After dinner, we went back to our hotel and started getting ready to head home. The trip was one of the longest that we’ve been on since coming to UK. It was also a very relaxing and enjoyable one. When we woke up the next morning and turned on the TV, we found, to our surprise, that London was covered in snow and, as a result, caused chaos at most airports. Luckily for us, we were flying to Gatwick, which was the least affected airport in London, and our flight got us back on time. This was only to be disappointed by an hour long wait for our luggage! Nevertheless, we were glad to be home!
Tuesday, January 24, 2012
Home cooked CNY dinner
Having gone out to dinner with friend's last night, we celebrated our own CNY dinner at home tonight. Irene had started preparing for this a couple of nights earlier and her efforts really paid off.
The highlight of the dinner was a salt baked chicken - it was delicious! Other dishes on the menu, all delicious, include Chinese mushroom with cabbage, prawns and beans on steamed egg whites, and fried turnip cakes.
A really satisfying CNY dinner - thanks to my lovely wife!!!
Bi Won Korean Restaurant
Came here after going to the Arsenal vs Man U soccer match to satisfy Irene's desire for Korean food.
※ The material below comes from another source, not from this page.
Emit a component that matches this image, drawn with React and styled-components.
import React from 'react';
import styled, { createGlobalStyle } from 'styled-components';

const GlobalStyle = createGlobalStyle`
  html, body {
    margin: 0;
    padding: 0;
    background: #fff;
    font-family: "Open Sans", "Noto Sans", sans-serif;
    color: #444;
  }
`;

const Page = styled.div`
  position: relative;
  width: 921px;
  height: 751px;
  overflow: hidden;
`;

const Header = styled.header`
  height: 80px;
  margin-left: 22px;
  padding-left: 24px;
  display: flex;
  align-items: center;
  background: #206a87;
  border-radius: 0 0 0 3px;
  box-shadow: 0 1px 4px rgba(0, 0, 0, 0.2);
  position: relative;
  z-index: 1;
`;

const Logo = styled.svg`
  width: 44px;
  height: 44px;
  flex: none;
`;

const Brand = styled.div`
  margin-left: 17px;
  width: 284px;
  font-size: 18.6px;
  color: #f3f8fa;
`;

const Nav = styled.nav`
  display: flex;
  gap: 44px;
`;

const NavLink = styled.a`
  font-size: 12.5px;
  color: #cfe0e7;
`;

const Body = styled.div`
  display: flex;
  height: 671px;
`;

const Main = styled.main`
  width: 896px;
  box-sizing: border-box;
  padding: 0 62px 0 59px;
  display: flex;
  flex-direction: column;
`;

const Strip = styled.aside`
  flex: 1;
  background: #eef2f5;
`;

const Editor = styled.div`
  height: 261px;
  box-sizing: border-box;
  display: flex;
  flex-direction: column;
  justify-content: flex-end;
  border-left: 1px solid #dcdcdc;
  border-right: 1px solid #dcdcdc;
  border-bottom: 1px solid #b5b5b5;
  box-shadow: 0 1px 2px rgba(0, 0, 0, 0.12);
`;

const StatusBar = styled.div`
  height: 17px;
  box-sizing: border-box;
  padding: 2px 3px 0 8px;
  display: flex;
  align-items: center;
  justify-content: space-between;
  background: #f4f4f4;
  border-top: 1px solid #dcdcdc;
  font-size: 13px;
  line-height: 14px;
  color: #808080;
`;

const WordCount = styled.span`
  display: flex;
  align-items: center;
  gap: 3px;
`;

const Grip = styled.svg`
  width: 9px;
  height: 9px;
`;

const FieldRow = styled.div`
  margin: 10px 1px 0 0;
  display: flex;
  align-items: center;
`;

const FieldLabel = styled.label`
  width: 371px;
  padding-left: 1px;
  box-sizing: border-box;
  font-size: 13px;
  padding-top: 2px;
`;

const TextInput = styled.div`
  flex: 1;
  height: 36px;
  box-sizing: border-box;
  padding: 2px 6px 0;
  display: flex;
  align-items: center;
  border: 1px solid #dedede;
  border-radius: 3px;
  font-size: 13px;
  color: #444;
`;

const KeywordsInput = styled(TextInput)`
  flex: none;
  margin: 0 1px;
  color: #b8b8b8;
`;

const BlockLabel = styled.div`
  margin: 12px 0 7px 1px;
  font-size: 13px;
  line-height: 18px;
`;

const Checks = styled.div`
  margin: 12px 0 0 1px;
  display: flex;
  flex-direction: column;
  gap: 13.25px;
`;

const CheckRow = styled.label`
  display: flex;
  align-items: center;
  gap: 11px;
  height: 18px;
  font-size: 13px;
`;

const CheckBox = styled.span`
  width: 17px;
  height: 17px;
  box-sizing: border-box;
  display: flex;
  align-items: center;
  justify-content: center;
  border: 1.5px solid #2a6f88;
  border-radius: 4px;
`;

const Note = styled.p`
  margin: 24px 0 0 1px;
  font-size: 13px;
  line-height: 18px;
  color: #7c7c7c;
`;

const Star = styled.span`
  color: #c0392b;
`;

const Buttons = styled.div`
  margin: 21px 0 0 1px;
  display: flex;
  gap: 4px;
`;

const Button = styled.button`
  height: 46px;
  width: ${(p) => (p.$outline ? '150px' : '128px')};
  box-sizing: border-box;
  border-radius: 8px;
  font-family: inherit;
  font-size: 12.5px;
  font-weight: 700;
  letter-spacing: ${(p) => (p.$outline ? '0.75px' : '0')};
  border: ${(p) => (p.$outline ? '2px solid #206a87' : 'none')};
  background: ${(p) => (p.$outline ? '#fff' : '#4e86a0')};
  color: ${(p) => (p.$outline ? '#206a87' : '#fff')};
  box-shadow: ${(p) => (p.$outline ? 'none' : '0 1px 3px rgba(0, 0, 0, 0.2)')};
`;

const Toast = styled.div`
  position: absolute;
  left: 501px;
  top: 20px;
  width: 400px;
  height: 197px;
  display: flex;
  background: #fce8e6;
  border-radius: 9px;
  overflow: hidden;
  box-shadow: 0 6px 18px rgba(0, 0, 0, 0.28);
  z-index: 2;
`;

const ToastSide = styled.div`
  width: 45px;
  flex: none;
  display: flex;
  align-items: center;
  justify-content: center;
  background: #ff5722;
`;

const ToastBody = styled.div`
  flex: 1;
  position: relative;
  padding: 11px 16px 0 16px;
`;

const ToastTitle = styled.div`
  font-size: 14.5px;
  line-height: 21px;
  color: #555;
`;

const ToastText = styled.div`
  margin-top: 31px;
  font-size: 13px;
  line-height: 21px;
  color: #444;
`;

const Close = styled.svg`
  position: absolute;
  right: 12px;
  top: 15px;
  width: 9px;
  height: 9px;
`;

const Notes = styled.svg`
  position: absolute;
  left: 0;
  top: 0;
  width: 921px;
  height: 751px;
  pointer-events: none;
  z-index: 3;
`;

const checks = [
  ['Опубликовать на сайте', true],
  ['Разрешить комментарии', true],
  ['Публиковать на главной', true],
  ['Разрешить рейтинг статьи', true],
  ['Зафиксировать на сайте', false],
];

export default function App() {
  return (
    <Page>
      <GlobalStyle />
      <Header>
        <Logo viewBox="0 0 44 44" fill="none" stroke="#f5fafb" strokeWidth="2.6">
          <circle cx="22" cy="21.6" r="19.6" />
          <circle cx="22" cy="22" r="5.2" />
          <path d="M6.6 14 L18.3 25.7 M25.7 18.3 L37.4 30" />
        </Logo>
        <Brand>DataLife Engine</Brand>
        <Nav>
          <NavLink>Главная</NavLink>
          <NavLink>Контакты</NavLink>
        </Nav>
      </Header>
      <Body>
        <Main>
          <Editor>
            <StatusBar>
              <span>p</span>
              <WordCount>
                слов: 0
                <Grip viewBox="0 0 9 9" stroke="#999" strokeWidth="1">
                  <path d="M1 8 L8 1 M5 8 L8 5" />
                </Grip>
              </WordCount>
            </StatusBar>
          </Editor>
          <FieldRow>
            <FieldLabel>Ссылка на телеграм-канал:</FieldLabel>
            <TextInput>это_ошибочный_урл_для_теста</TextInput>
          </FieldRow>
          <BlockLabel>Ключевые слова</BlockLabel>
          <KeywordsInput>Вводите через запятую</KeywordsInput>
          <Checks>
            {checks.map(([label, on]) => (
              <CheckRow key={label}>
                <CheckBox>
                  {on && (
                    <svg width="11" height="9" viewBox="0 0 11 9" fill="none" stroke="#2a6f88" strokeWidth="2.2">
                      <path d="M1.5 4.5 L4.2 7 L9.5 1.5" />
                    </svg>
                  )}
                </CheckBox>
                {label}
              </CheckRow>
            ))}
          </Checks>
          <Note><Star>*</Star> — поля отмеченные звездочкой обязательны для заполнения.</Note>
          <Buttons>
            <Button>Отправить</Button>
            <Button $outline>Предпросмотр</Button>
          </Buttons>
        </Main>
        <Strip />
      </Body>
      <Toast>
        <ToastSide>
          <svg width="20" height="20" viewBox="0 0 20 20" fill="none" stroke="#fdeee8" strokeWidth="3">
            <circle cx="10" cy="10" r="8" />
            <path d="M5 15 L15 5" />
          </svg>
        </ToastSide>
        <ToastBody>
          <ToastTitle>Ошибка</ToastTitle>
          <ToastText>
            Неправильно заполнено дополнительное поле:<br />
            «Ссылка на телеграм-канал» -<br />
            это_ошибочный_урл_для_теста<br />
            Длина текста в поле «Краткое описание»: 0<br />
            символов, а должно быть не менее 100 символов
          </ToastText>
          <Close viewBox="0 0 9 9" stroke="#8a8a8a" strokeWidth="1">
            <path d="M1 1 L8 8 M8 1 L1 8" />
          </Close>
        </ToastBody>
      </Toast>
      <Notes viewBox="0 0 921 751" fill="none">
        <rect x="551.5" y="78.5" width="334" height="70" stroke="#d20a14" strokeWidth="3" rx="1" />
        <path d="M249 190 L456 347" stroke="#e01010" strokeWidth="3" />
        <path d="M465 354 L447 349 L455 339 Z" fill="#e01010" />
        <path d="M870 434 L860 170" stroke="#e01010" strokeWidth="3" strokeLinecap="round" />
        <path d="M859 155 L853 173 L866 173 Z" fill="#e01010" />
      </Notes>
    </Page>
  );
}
Irene's first choice was actually Naru across the road but they were closed so we ended up at her second choice.
The decor of the restaurant was clean and modern; quite comfortable. Food choice was not as extensive as other Korean restaurants that we've been and perhaps it was the dishes we ordered but everything seemed a bit bland and uninteresting.
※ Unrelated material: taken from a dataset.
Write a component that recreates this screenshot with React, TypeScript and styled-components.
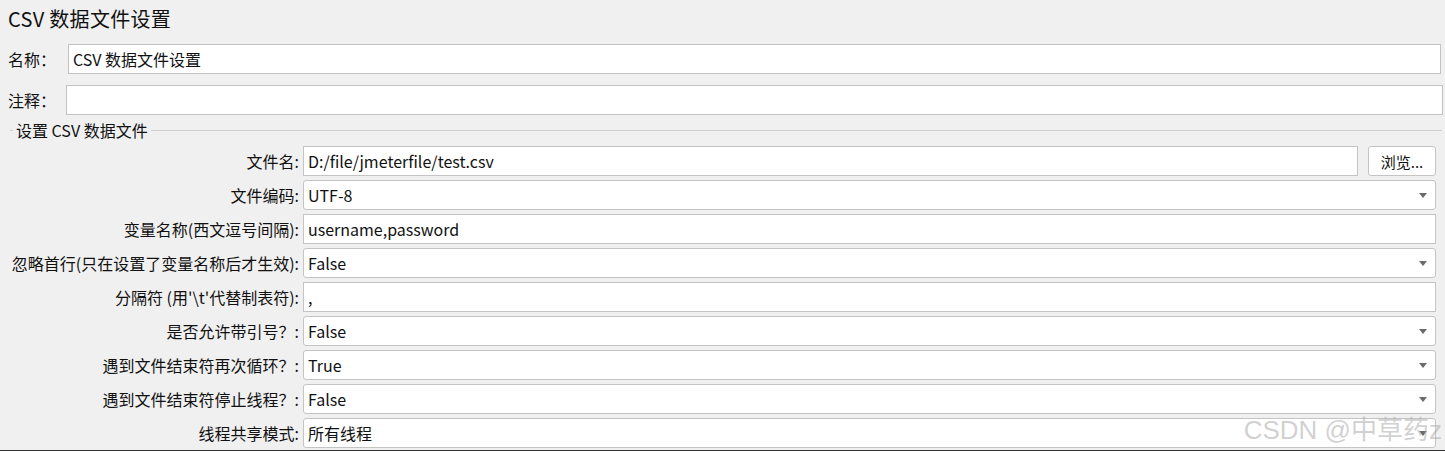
import React from "react";
import styled, { createGlobalStyle } from "styled-components";

const GlobalStyle = createGlobalStyle`
  html, body {
    margin: 0;
    padding: 0;
    background: #f0f0f0;
  }
  * { box-sizing: border-box; }
`;

const FONT = `"Noto Sans CJK SC", "Noto Sans", sans-serif`;

const Page = styled.div`
  position: relative;
  width: 1445px;
  height: 451px;
  overflow: hidden;
  background: #f0f0f0;
  font-family: ${FONT};
  color: #111;
  border-bottom: 1px solid #333;
`;

const Title = styled.h1`
  margin: 0;
  padding: 4px 0 0 8px;
  height: 44px;
  font-size: 20px;
  font-weight: 400;
  line-height: 30px;
  letter-spacing: 0.3px;
  color: #111;
`;

const TopRow = styled.div<{ $labelWidth: number; $right: number; $mb: number }>`
  display: grid;
  grid-template-columns: ${(p) => p.$labelWidth}px 1fr;
  align-items: center;
  padding: 0 ${(p) => p.$right}px 0 8px;
  margin-bottom: ${(p) => p.$mb}px;
  height: 30px;
`;

const TopLabel = styled.label`
  font-size: 16px;
  color: #111;
`;

const TextBox = styled.div`
  height: 30px;
  background: #fff;
  border: 1px solid #c2c2c2;
  padding: 0 4px;
  display: flex;
  align-items: center;
  font-size: 16px;
  color: #111;
  white-space: nowrap;
`;

const GroupHeader = styled.div`
  display: flex;
  align-items: center;
  gap: 3px;
  padding: 0 3px 0 10px;
  height: 30px;
  margin-top: -1px;
  font-size: 16px;
  color: #111;
  &::before {
    content: "";
    width: 3px;
    border-top: 1px solid #cfcfcf;
  }
  &::after {
    content: "";
    flex: 1;
    border-top: 1px solid #cfcfcf;
  }
`;

const FieldGrid = styled.div`
  display: grid;
  grid-template-columns: 299px 1fr;
  column-gap: 4px;
  row-gap: 4px;
  padding: 0 9px 0 0;
  margin-top: 1px;
`;

const FieldLabel = styled.label`
  height: 30px;
  display: flex;
  align-items: center;
  justify-content: flex-end;
  font-size: 16px;
  color: #111;
  white-space: nowrap;
`;

const FieldCell = styled.div`
  display: flex;
  gap: 10px;
  height: 30px;
`;

const Field = styled.div<{ $combo?: boolean }>`
  flex: 1;
  height: 30px;
  background: #fff;
  border: 1px solid #c4c4c4;
  border-radius: ${(p) => (p.$combo ? "3px" : "0")};
  padding: 0 4px;
  display: flex;
  align-items: center;
  justify-content: space-between;
  font-size: 16px;
  color: #111;
  white-space: nowrap;
`;

const Arrow = styled.span`
  width: 0;
  height: 0;
  margin-right: 4px;
  border-left: 4px solid transparent;
  border-right: 4px solid transparent;
  border-top: 5px solid #6b6b6b;
`;

const BrowseButton = styled.button`
  width: 68px;
  height: 30px;
  background: #fff;
  border: 1px solid #c4c4c4;
  border-radius: 3px;
  font-family: ${FONT};
  font-size: 15px;
  color: #111;
  padding: 0;
  cursor: pointer;
`;

const Watermark = styled.div`
  position: absolute;
  right: 3px;
  top: 409px;
  font-family: "Liberation Sans", "Noto Sans CJK SC", sans-serif;
  font-size: 26px;
  color: rgba(170, 170, 170, 0.55);
  pointer-events: none;
  white-space: nowrap;
`;

type Row = { label: string; value: string; combo?: boolean; browse?: boolean };

const rows: Row[] = [
  { label: "文件名:", value: "D:/file/jmeterfile/test.csv", browse: true },
  { label: "文件编码:", value: "UTF-8", combo: true },
  { label: "变量名称(西文逗号间隔):", value: "username,password" },
  { label: "忽略首行(只在设置了变量名称后才生效):", value: "False", combo: true },
  { label: "分隔符 (用'\\t'代替制表符):", value: "," },
  { label: "是否允许带引号？:", value: "False", combo: true },
  { label: "遇到文件结束符再次循环？:", value: "True", combo: true },
  { label: "遇到文件结束符停止线程？:", value: "False", combo: true },
  { label: "线程共享模式:", value: "所有线程", combo: true },
];

export default function App() {
  return (
    <>
      <GlobalStyle />
      <Page>
        <Title>CSV 数据文件设置</Title>
        <TopRow $labelWidth={60} $right={4} $mb={11}>
          <TopLabel>名称：</TopLabel>
          <TextBox>CSV 数据文件设置</TextBox>
        </TopRow>
        <TopRow $labelWidth={58} $right={2} $mb={1}>
          <TopLabel>注释：</TopLabel>
          <TextBox />
        </TopRow>
        <GroupHeader>设置 CSV 数据文件</GroupHeader>
        <FieldGrid>
          {rows.map((r) => (
            <React.Fragment key={r.label}>
              <FieldLabel>{r.label}</FieldLabel>
              <FieldCell>
                <Field $combo={r.combo}>
                  <span>{r.value}</span>
                  {r.combo && <Arrow />}
                </Field>
                {r.browse && <BrowseButton>浏览...</BrowseButton>}
              </FieldCell>
            </React.Fragment>
          ))}
        </FieldGrid>
        <Watermark>CSDN @中草药z</Watermark>
      </Page>
    </>
  );
}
For starters, we got a seafood pancake. This was actually quite good despite the severe lack of seafood. For mains, we got a tofu stew and a marinated chicken. What came was exactly that. The tofu stew was simply a few pieces of tofu in a stew that consisted of a weak soup and some chilli oil. Though it tasted OK, I was disappointed by the lack of imagination of the stew, not to mention the tiny pot that it came in. The marinated chicken, too, was exactly that - a few pieces of chicken covered in what I guess is the marinate and sitting atop a pile of raw onion.
Though it might well be just our poor choice of dishes, but the completely unimaginative dishes that we got is more than enough to steer us well clear of this place in the future!
The decor of the restaurant was clean and modern; quite comfortable. Food choice was not as extensive as other Korean restaurants that we've been and perhaps it was the dishes we ordered but everything seemed a bit bland and uninteresting.
For starters, we got a seafood pancake. This was actually quite good despite the severe lack of seafood. For mains, we got a tofu stew and a marinated chicken. What came was exactly that. The tofu stew was simply a few pieces of tofu in a stew that consisted of a weak soup and some chilli oil. Though it tasted OK, I was disappointed by the lack of imagination of the stew, not to mention the tiny pot that it came in. The marinated chicken, too, was exactly that - a few pieces of chicken covered in what I guess is the marinate and sitting atop a pile of raw onion.
Though it might well be just our poor choice of dishes, but the completely unimaginative dishes that we got is more than enough to steer us well clear of this place in the future!
New Mayflower, London Chinatown
Our first Chinese New Year dinner in London was spent with Irene's high school friend and her boyfriend at Mayflower Chinese Restaurant in London's Chinatown. The restaurant is really small and given it was Chinese New year, the place was packed. Getting in was a challenge in itself as the people queuing completely blocked the entrance.
After getting in and notifying the waiter of our booking, we still had to wait a while before being shown to our table. The wait was quite excruciating as you were at the mercy of the waiter's disgruntled yelling of "excuse me" for being in the way of their duties.
Our table was directly under the stairs and so part of he roof was slanted, with the low point being so low that the seat there was useless unless a child sat there. Fortunately, the table was a 5 seater so we weren't cramped.
Being CNY, we ordered many dishes from the special CNY menu with names that were apt for the occasion. The dishes we got had chicken, sea cucumber, oysters, mushroom, chicken feet, tofu, a hair like delicay, etc. They all came surprisingly quickly but I reckon most of the dishes were more or less ready and just needed reheating as though the dishes were nicely cooked, they were not overly hot.
Taste wise, I must say the place did a pretty good job, especially given how busy they were! However, Irene still thinks the flavours are stronger at Mr Kong, one of her favourite restaurants.
On the whole, it was a good night with nice food and good company; a great start to the Chinese New Year!
Arsenal vs Manchester United
This was our first live soccer (or football as they call it here) match ever and boy was it an experience!
Back in November last year, we started looking for a local club to be a member of for without a membership, it's almost impossible to get tickets to good games, especially against big names like Manchester United. Having narrowed down our options to Chelsea and Arsenal, we decided to go with Arsenal in the end, mainly so that we can get tickets to this game against Man U.
Being Arsenal members, we thought it's just fitting that we should support Arsenal so we bought ourselves an Arsenal scarf each as a sign of our support for this game. And with this our scarfs, we yelled and cheered along through the game with all the other Arsenal supporters.
Emirates stadium, Arsenal's home stadium, was quite impressive. Though not as gigantic as Real Madrid's stadium, which we visited on our Madrid trip, it was impressive nonetheless! The seats we got were at the very top of the corner. Despite the poor sounding location, we were actually quite surprised by how good the seats were. The actual seats themselves were also quite good, with good padding, ample surface area, and plenty of leg room.
When Arsenal scored their only goal of the match, the whole stadium jumped up and let out a deep victorious roar! That alone was worth every penny it cost us to get there!
Disappointingly though, Arsenal lost in the end, but to us, it was a great experience nonetheless!!!